I mean, there are certain usage statistics that are relatively even across every part of the earth with similar climate conditions.
You need to know what uses how much and then work through the high usage items step by step.
Heating is usually the biggest energy usage.
I live on a tiny 322sqft and still use about 1000kWh a year for heating even though target temp this winter was 16C/61F only raising the bathroom to 21,5C/71F for showering every second day.
Then the question is what you heat with. If you are already heating with gas - like this apartment complex is - you can't really go cheaper.
If you are heating with resistive heat and have central air like common in the US, going for a heatpump next time around just makes sense. Dosen't need to fully replace you current heat source - the same size as your current air conditioner will usually work perfectly fine 80-95% of your heating season.
But biggest saving is just mediating temps and having good heat control with good programming - keeping your house at 70F the entire day if you're gone for 8h and sleeping for 8h is pretty useless.
There are edge cases of course. My mum has under floor hydronic heating, so switching temps during the day does very little.
The same goes with hot water.
If you are going with gas hot water, very little saving potential.
If you have electric, heat pump next time around etc.
Same with temp holding. Because my mum lived alone for some time now in the house we shared as 7 a decade ago, our hot water storage was way oversized. Solution? It only heated for an hour a day in the early morning. Because it was very well insulated it only dropped like 20F max in 24h and she barely used a tenth of it on a weekday.
I use a maximum of like 50kWh of warm water a month with an average around 30kWh, so even if I cut that in half, that's not even a day's worth of winter heating.
Next is refrigeration.
It's usually quite a huge, but forgotten load.
Switching from a fridge that uses 2kWh a day (which isn't unbelievable with US fridges) to something that uses half (1kWh a day) saves the equivalent of some 50 full loads in a US vented dryer.
Washing can be a huge difference aswell.
When a TL uses 20gal of hot water, where a FL uses only half that in total, you can cut your hot water usage in 1/4th there as well.
Scale that by the number of loads you do.
My machine uses 1 to 1.2kWh in energy for a full load on "hot" (140F) all included and only about 0.5-0.6kWh on "warm" (104F).
Drying of course is the whole heat pump thing. The new LG full size heat pump dryer has a rated connected load of below 900W. A full size dryer is like 5kW.
Sure it doesn't heat non stop - but just keep in mind you can run the LG 4-5 times as long as the vented dryer with the same energy usage and you see why even doubling dry time still saves 50% or more.

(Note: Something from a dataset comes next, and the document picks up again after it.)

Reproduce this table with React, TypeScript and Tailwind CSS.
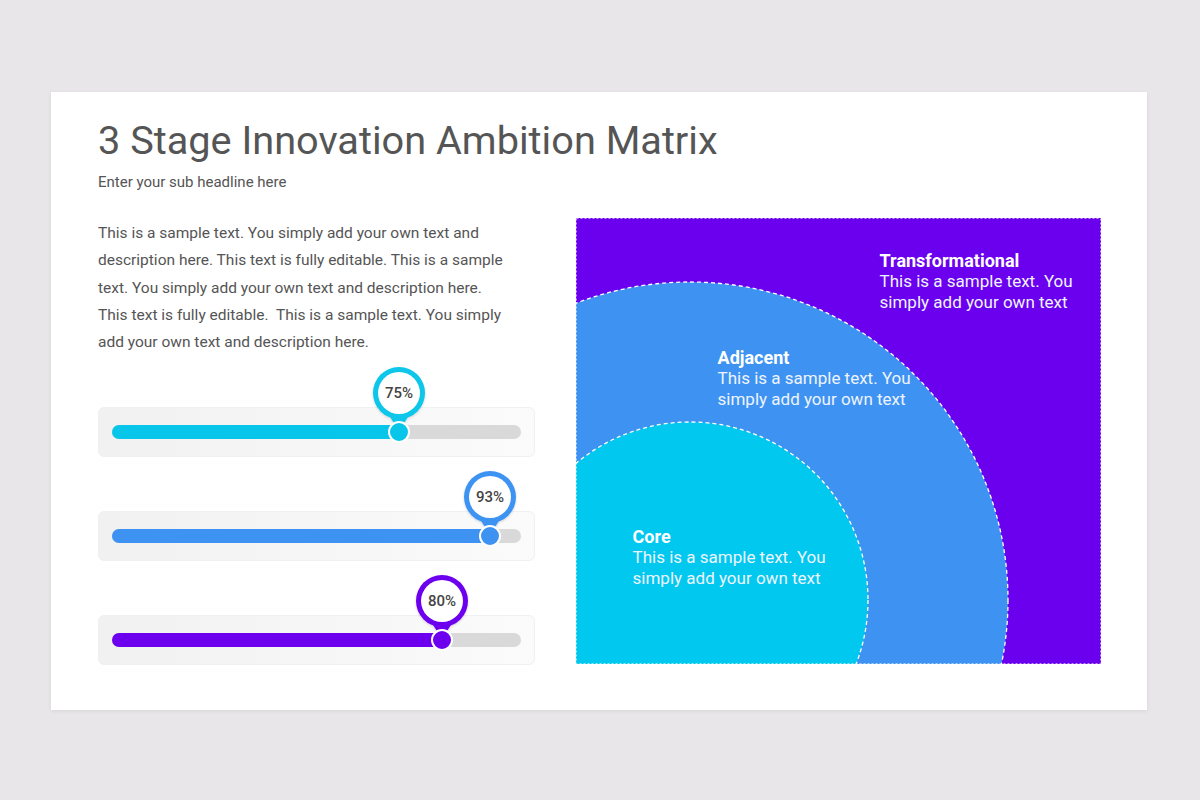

Cooking is actually a matter aswell, but not quite as much as one thinks.
Our ovens use about 1kWh for 1h of baking. Running a microwave for an hour is like a max of 1.5kWh. Pan cooking isn't that much of a usage as it's usually quite a short time and not a full power for long.
Dishwashing then is another matter.
I pay about 0,5 cents per liter of cold water.
My DW uses 1kWh running of of cold and 0.5kWh on hot. Water usage is about 1/3 of the energy usage of that cycle.
In comparison, even on the highest water usage cycles, my washing machine uses about the same in water as in energy.
It's really about looking where you actually use a lot of energy and where you can save it.
That also means where you are willing to sacrifice something to save.
And if you aren't willing to sacrifice in any way, well, that's that.